7. Practical Implications, Limitations, and Future Directions

Doppelganger++ filtering methods are characterized by modularity and versatility, integrating as secondary filters into recognition, matching, or clustering pipelines. They leverage pre-existing deep embeddings, synthetic data generation, multi-modal similarity, and modern graph or deep architectures for increased robustness against lookalikes, near-duplicates, and visually aliased content. Key operational points:

Real-Time Feasibility: The incremental compute for filters (e.g., RBF-SVM on 512D or 128D vectors) is negligible relative to primary matching.
Threshold Selection: Practical deployment demands threshold calibration to balance false acceptance and rejection. Identical-twin derived statistics furnish rigorous baselines for "too similar" definitions.
Limits and Challenges: Model generalizability is contingent on training data diversity; handling multi-class attributes or utilizing nonlinear/deep filters introduces optimization complexities. The IPT/IPF graph paradigm shows promise against adversarial and generative manipulations but may require augmentations for novel editing tools.

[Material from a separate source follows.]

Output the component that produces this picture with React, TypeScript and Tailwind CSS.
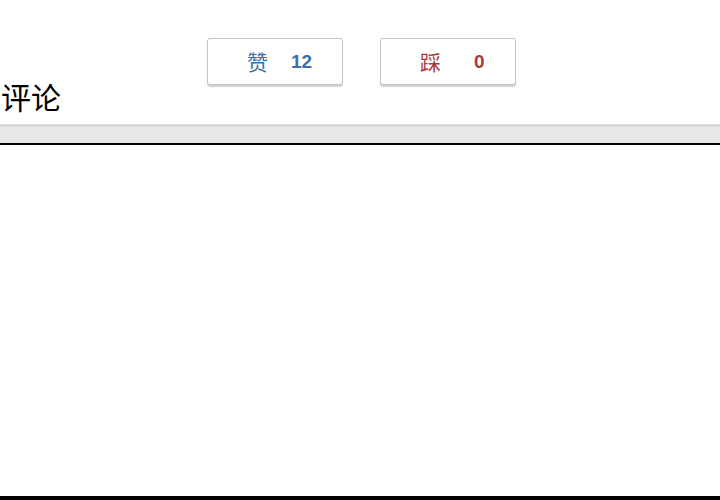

Extension and Research: Prospective advances include end-to-end learned deep suppressive filters, adversarial objectives, and incorporation of additional modalities (e.g., geotags, PRNU, forensic scores) to further strengthen discrimination across varied domains (Rathgeb et al., 2022, Xiangli et al., 2024, Banerjee et al., 2024, Sami et al., 2022, Whitehill et al., 2011).